Shell delays arctic oil drilling until next year
HOUSTON — With the prospect of rich new oil fields in tantalizing reach, Shell Oil announced on Monday that it was forced to put off exploration in the Alaskan Arctic for yet another year after a spill containment dome was damaged during a testing accident.
While the company will perform preliminary work this year on several wells in the region, it will not be able to drill for oil until next summer at the earliest.
The latest setback in Shell’s six-year, $4.5 billion effort to drill off the coast of Alaska heartened environmentalists, who have opposed the drilling program at every turn.
Some suggested that Shell’s inability to control its containment equipment in calm waters under predictable test conditions suggested that the company would not be able to effectively stop a sudden leak in treacherous Arctic waters, when powerful ice floes and gusty winds would complicate any spill response.

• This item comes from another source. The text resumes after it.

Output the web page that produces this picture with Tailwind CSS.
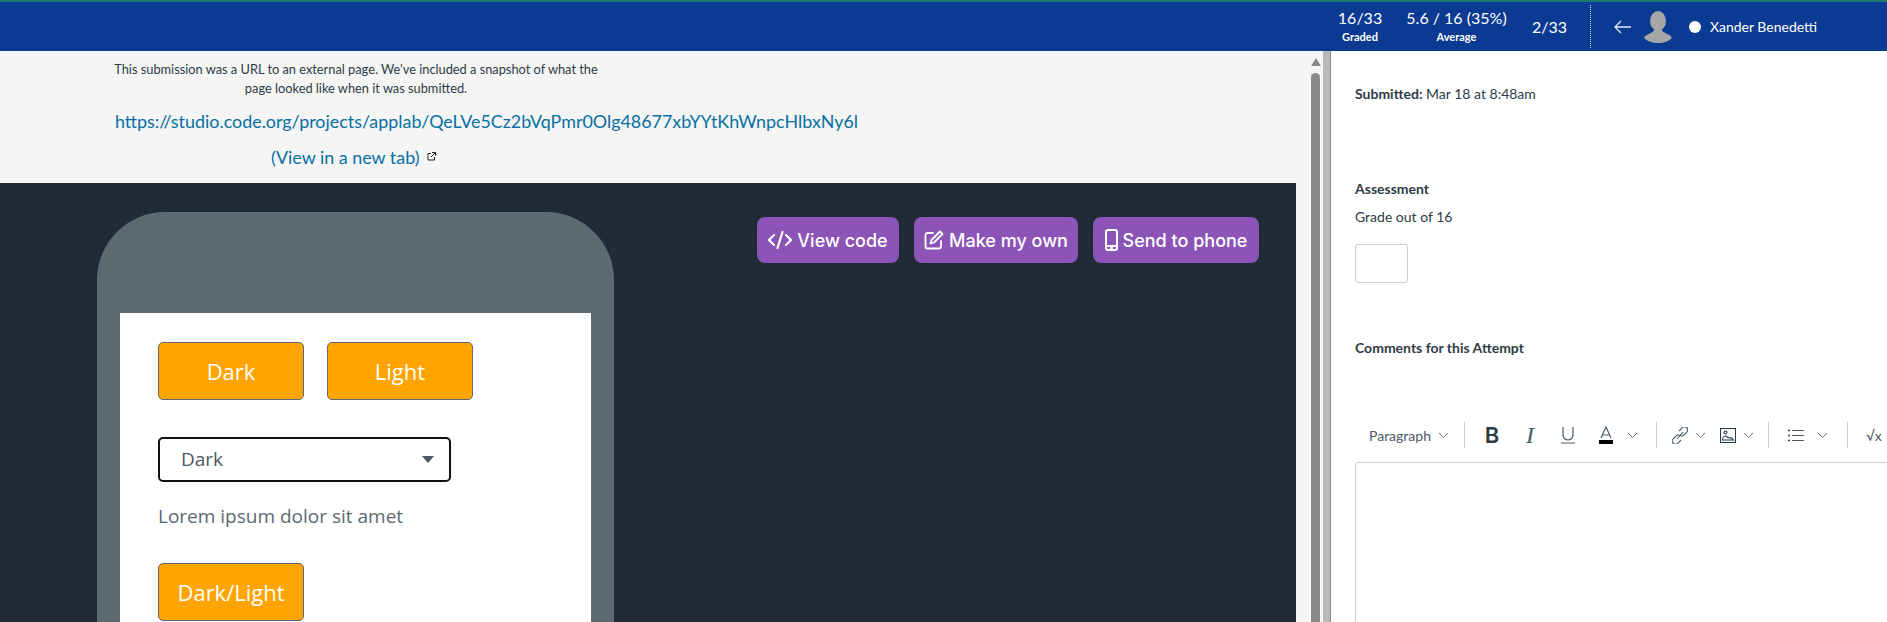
<!DOCTYPE html>
<html>
  <head>
    <meta charset="UTF-8" />
    <meta name="viewport" content="width=device-width, initial-scale=1.0" />
    <script src="https://cdn.jsdelivr.net/npm/@tailwindcss/browser@4"></script>
  </head>
  <body class="bg-white h-screen overflow-hidden font-['Lato',sans-serif]">
    <!-- Top bar -->
    <header class="h-[51px] bg-[#0a3a91] border-t-2 border-[#127a6e] flex items-center pl-[1338px] text-white">
      <div class="w-[44px] flex flex-col items-center shrink-0 pb-[2px]">
        <span class="text-[16px] leading-[20px] mb-[2px] whitespace-nowrap">16/33</span>
        <span class="text-[11px] leading-[13px] font-bold">Graded</span>
      </div>
      <div class="w-[105px] ml-[22px] flex flex-col items-center shrink-0 pb-[2px]">
        <span class="text-[16px] leading-[20px] mb-[2px] whitespace-nowrap">5.6 / 16 (35%)</span>
        <span class="text-[11px] leading-[13px] font-bold">Average</span>
      </div>
      <span class="ml-[23px] text-[16px] w-[34px] shrink-0">2/33</span>
      <div class="ml-[24px] h-[43px] border-l border-dotted border-white/80"></div>
      <svg class="ml-[23px]" width="18" height="14" viewBox="0 0 18 14" fill="none" stroke="#dfe6f5" stroke-width="1.3"><path d="M1 7h16M7 1L1 7l6 6"/></svg>
      <svg class="ml-[12px]" width="28" height="32" viewBox="0 0 28 32" fill="#a6a6a6"><ellipse cx="14" cy="10" rx="8" ry="10"/><path d="M10 19c0 3-9 4-10 8 3 3 8 5 14 5s11-2 14-5c-1-4-10-5-10-8z"/></svg>
      <span class="ml-[17px] w-[12px] h-[12px] rounded-full bg-white shrink-0"></span>
      <span class="ml-[9px] text-[14px] whitespace-nowrap">Xander Benedetti</span>
    </header>

    <main class="flex h-[571px] overflow-hidden">
      <!-- Submission preview -->
      <section class="w-[1323px] shrink-0 flex bg-[#f5f5f5]">
        <div class="w-[1296px] shrink-0 flex flex-col">
          <div class="h-[132px] pl-[115px]">
            <p class="w-[490px] -ml-[4px] pt-[9px] text-center text-[12.8px] leading-[19px] text-[#2d3b45]">This submission was a URL to an external page. We've included a snapshot of what the page looked like when it was submitted.</p>
            <a class="block mt-[11px] text-[17.9px] leading-[24px] text-[#0770a3] whitespace-nowrap">https://studio.code.org/projects/applab/QeLVe5Cz2bVqPmr0Olg48677xbYYtKhWnpcHlbxNy6l</a>
            <div class="flex items-center ml-[156px] mt-[12px]">
              <a class="text-[17.9px] leading-[24px] text-[#0770a3] whitespace-nowrap">(View in a new tab)</a>
              <svg class="ml-[8px] mb-[2px]" width="9" height="9" viewBox="0 0 9 9" fill="none" stroke="#222" stroke-width="1"><path d="M4 1.500H1v6.500h6.500V5M5 .5h3.500v3.500M8.500 .5L4 5"/></svg>
            </div>
          </div>
          <div class="flex-1 bg-[#202b35] flex overflow-hidden">
            <!-- Phone frame -->
            <div class="ml-[97px] mt-[29px] w-[517px] h-[500px] shrink-0 rounded-t-[68px] bg-[#5c6971] pt-[101px] px-[23px]">
              <div class="h-[399px] bg-white pt-[29px] pl-[38px] font-['Open_Sans',sans-serif]">
                <div class="flex gap-[23px]">
                  <button class="w-[146px] h-[58px] rounded-[5px] bg-[#ffa400] border border-[#5c6971] text-white text-[22px]">Dark</button>
                  <button class="w-[146px] h-[58px] rounded-[5px] bg-[#ffa400] border border-[#5c6971] text-white text-[22px]">Light</button>
                </div>
                <div class="mt-[37px] w-[293px] h-[45px] rounded-[5px] border-2 border-[#111] flex items-center justify-between pl-[21px] pr-[15px] text-[19px] text-[#4d5860]">
                  <span>Dark</span>
                  <span class="w-0 h-0 border-l-[6px] border-r-[6px] border-t-[7px] border-l-transparent border-r-transparent border-t-[#4d5860]"></span>
                </div>
                <p class="mt-[21px] text-[19px] leading-[26px] text-[#5c6971]">Lorem ipsum dolor sit amet</p>
                <button class="mt-[34px] w-[146px] h-[58px] rounded-[5px] bg-[#ffa400] border border-[#5c6971] text-white text-[22px]">Dark/Light</button>
              </div>
            </div>
            <!-- Actions -->
            <div class="ml-[143px] mt-[34px] flex gap-[15px] h-[46px] font-['Inter',sans-serif] text-[18px] font-medium text-white">
              <button class="w-[142px] rounded-[8px] bg-[#8c54b6] flex items-center justify-center gap-[5px]">
                <svg width="24" height="20" viewBox="0 0 24 20" fill="none" stroke="white" stroke-width="2.200" stroke-linecap="round" stroke-linejoin="round"><path d="M6 5l-5 5 5 5M18 5l5 5-5 5M14.500 2L9.500 18"/></svg>
                View code
              </button>
              <button class="w-[164px] rounded-[8px] bg-[#8c54b6] flex items-center justify-center gap-[5px]">
                <svg width="20" height="20" viewBox="0 0 20 20" fill="none" stroke="white" stroke-width="1.800" stroke-linecap="round" stroke-linejoin="round"><path d="M9 3H3.500A2 2 0 0 0 1.500 5v11.500a2 2 0 0 0 2 2H15a2 2 0 0 0 2-2V11"/><path d="M16 1.500l2.500 2.500L10 12.500l-3.500 1 1-3.500z"/></svg>
                Make my own
              </button>
              <button class="w-[166px] rounded-[8px] bg-[#8c54b6] flex items-center justify-center gap-[5px]">
                <svg width="13" height="22" viewBox="0 0 13 22" fill="none" stroke="white" stroke-width="2"><rect x="1" y="1" width="11" height="20" rx="2"/><path d="M1 17h11" /><circle cx="6.500" cy="19" r=".6" fill="white"/></svg>
                Send to phone
              </button>
            </div>
          </div>
        </div>
        <!-- Scrollbar -->
        <div class="w-[27px] flex flex-col items-start pt-[7px] pl-[15px]">
          <span class="w-0 h-0 border-l-[5px] border-r-[5px] border-b-[8px] border-l-transparent border-r-transparent border-b-[#8a8a8a]"></span>
          <span class="mt-[7px] w-[9px] flex-1 rounded-t-full bg-[#8a8a8a]"></span>
        </div>
      </section>

      <div class="w-[8px] shrink-0 bg-[#b9b9b9] border-r border-[#8f8f8f]"></div>

      <!-- Grading sidebar -->
      <aside class="flex-1 min-w-0 pl-[24px] text-[#2d3b45] overflow-hidden">
        <p class="mt-[34px] text-[14px] leading-[18px]"><b>Submitted:</b> Mar 18 at 8:48am</p>
        <h3 class="mt-[77px] text-[14px] leading-[18px] font-bold">Assessment</h3>
        <p class="mt-[10px] text-[14px] leading-[18px]">Grade out of 16</p>
        <div class="mt-[18px] w-[53px] h-[39px] rounded-[3px] border border-[#c7cdd1] bg-white"></div>
        <h3 class="mt-[56px] text-[14px] leading-[18px] font-bold">Comments for this Attempt</h3>
        <!-- Editor toolbar -->
        <div class="mt-[65px] h-[26px] flex items-center pl-[14px] whitespace-nowrap">
          <span class="text-[14px] text-[#4a5a66]">Paragraph</span>
          <svg class="ml-[7px]" width="11" height="7" viewBox="0 0 11 7" fill="none" stroke="#6b7780"><path d="M1 1l4.500 4.500L10 1"/></svg>
          <span class="ml-[15px] h-[26px] border-l border-[#c7cdd1]"></span>
          <span class="ml-[19px] w-[16px] text-center text-[22px] leading-none font-semibold text-[#2d3b45] font-['Inter',sans-serif]">B</span>
          <span class="ml-[22px] w-[16px] text-center text-[24px] leading-none italic text-[#4a5a66] font-['Liberation_Serif',serif]">I</span>
          <span class="ml-[22px] w-[16px] flex flex-col items-center">
            <svg width="14" height="18" viewBox="0 0 14 18" fill="none" stroke="#4a5a66" stroke-width="1.200"><path d="M2 1v8a5 5 0 0 0 10 0V1M0 17h14"/></svg>
          </span>
          <span class="ml-[23px] w-[14px] flex flex-col items-center">
            <svg width="14" height="18" viewBox="0 0 14 18" fill="none" stroke="#4a5a66" stroke-width="1.200"><path d="M2 12L7 1l5 11M3.500 9h7"/><rect x="0" y="14" width="14" height="4" fill="#000" stroke="none"/></svg>
          </span>
          <svg class="ml-[14px]" width="11" height="7" viewBox="0 0 11 7" fill="none" stroke="#6b7780"><path d="M1 1l4.500 4.500L10 1"/></svg>
          <span class="ml-[18px] h-[26px] border-l border-[#c7cdd1]"></span>
          <svg class="ml-[15px]" width="16" height="17" viewBox="0 0 16 17" fill="none" stroke="#4a5a66" stroke-width="1.100"><path d="M7 4l3-3a2.500 2.500 0 0 1 5 4l-3 3a2.500 2.500 0 0 1-4 0M9 13l-3 3a2.500 2.500 0 0 1-5-4l3-3a2.500 2.500 0 0 1 4 0M5 12l6-7"/></svg>
          <svg class="ml-[7px]" width="11" height="7" viewBox="0 0 11 7" fill="none" stroke="#6b7780"><path d="M1 1l4.500 4.500L10 1"/></svg>
          <svg class="ml-[14px]" width="16" height="15" viewBox="0 0 16 15" fill="none" stroke="#2d3b45" stroke-width="1.100"><rect x=".5" y=".5" width="15" height="14"/><circle cx="5.500" cy="4.500" r="1.500"/><path d="M2.500 12c0-3 2-4 3-4s2 2 4 2 2-1 4 2zM2.500 12h11"/></svg>
          <svg class="ml-[7px]" width="11" height="7" viewBox="0 0 11 7" fill="none" stroke="#6b7780"><path d="M1 1l4.500 4.500L10 1"/></svg>
          <span class="ml-[14px] h-[26px] border-l border-[#c7cdd1]"></span>
          <svg class="ml-[19px]" width="16" height="13" viewBox="0 0 16 13" fill="none" stroke="#4a5a66" stroke-width="1.100"><path d="M4 1.500h12M4 6.500h12M4 11.500h12"/><circle cx="1" cy="1.500" r="1" fill="#2d3b45" stroke="none"/><circle cx="1" cy="6.500" r="1" fill="#2d3b45" stroke="none"/><circle cx="1" cy="11.500" r="1" fill="#2d3b45" stroke="none"/></svg>
          <svg class="ml-[13px]" width="11" height="7" viewBox="0 0 11 7" fill="none" stroke="#6b7780"><path d="M1 1l4.500 4.500L10 1"/></svg>
          <span class="ml-[19px] h-[26px] border-l border-[#c7cdd1]"></span>
          <span class="ml-[18px] text-[14px] text-[#4a5a66]">√x</span>
        </div>
        <!-- Editor box -->
        <div class="mt-[14px] h-[200px] w-[700px] rounded-tl-[3px] border border-[#c7cdd1] bg-white"></div>
      </aside>
    </main>
  </body>
</html>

But the company received a shot of encouragement from the Obama administration, which defended Shell’s efforts and expressed the desire to continue working with the company to open the Arctic for drilling next year.

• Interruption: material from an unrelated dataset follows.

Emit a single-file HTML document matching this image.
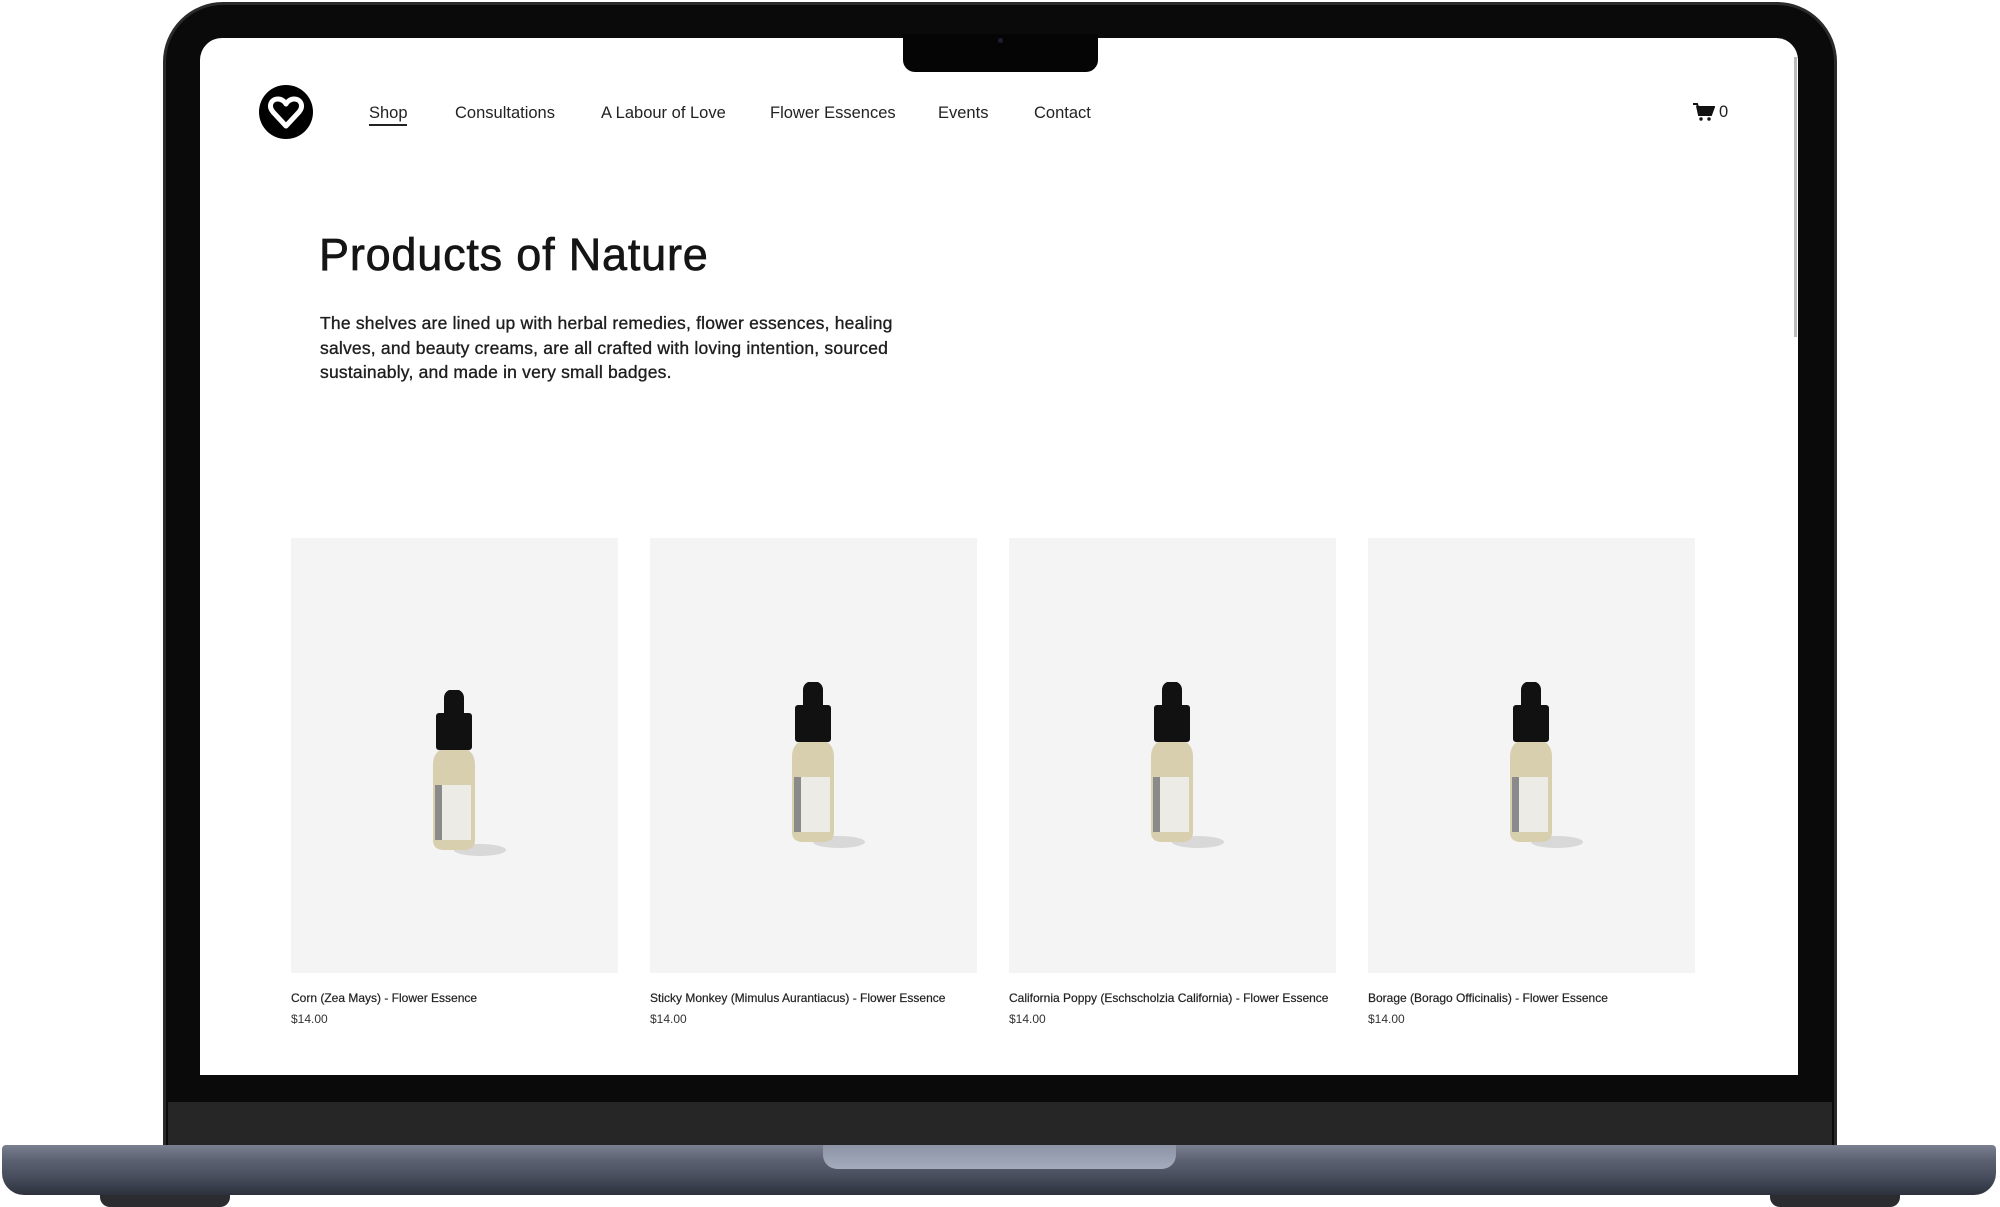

Shell expected to receive all the necessary permits to drill up to five wells this summer and fall, but equipment problems and persistent sea ice forced the company to cut back its program repeatedly.
“It’s a disappointment that this particular system is not ready yet,” Marvin E. Odum, the president of Shell Oil, said in an interview. “We’ve made the call that we are better off not drilling in hydrocarbons this year.”
It was the third year in a row that Royal Dutch Shell, the parent company, was frustrated in one of its most ambitious global endeavors.
In 2010, the disastrous BP oil spill in the Gulf of Mexico stalled its efforts to win regulatory approval. In 2011, delays in getting final approval for an air quality permit forced the company to delay drilling.
This year, the company won almost all the regulatory approvals it needed. It recently began drilling pilot holes, and it hoped to drill at least one or two exploratory wells into deep zones that could hold oil and gas by the end of October.
The Alaskan Arctic is one of the great untapped frontiers for offshore drilling in the United States. Energy experts say the Arctic seas could produce up to 1 million barrels of oil a day, roughly equivalent to 10 percent of current domestic production.